We are responsible for:

  • assessing ICAO Annex changes
  • proposing compliant rules and regulations through the standards development process.

Harmonisation with foreign rules

We harmonise our regulatory requirements with the standards and practices of the major aviation countries.

In developing the Australian rules for aviation safety, we review and assess comparable rules of the:

  • Federal Aviation Administration
  • Joint Aviation Authorities – European Aviation Safety Agency
  • New Zealand Civil Aviation Authority
  • Transport Canada.

Where it is appropriate, we make changes to reflect the Australian operating environment.

If our legislation incorporates other standards, the identification of Australian differences with the SARPs must take into account the differences in these standards. This includes international, foreign or industry standards.

We review current compliance and differences, including for incorporated foreign legislation. This is undertaken in conjunction with the confirmation (or otherwise) of:

  • all differences registered with ICAO
  • the updating of the ICAO Compliance Checklists.

The process reveals any:

  • changes in adopted foreign legislation and standards
  • differences filed by the foreign authority in relation to this legislation
  • the subsequent registration or removal of differences to coincide with the foreign legislation/standard.

ICAO panel membership

The Executive Manager, Standards Division, assesses any of our nominations for membership on an ICAO Panel or working group.

Once we receive confirmation of the nomination, we seek agreement within the Australia ICAO Tripartite group for the appointment.

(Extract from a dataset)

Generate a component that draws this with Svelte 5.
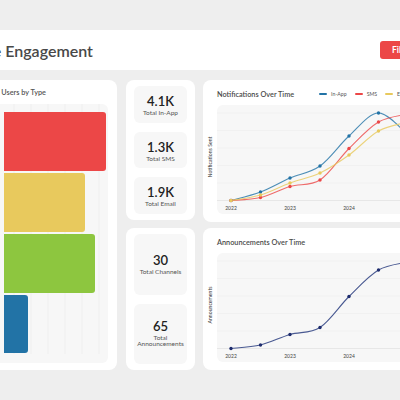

Before attending ICAO Panel or working group meetings, members must meet with Standards Division management to:

  • discuss the work plan and emerging issues
  • reach an agreement on our position.

If the Australian representation involves other agencies, there will be a joint CASA–agency meeting to determine the Australian position.

After the meeting:

  • a debrief takes place with Standards Division management and relevant external agencies
  • we develop or amend our internal work plan.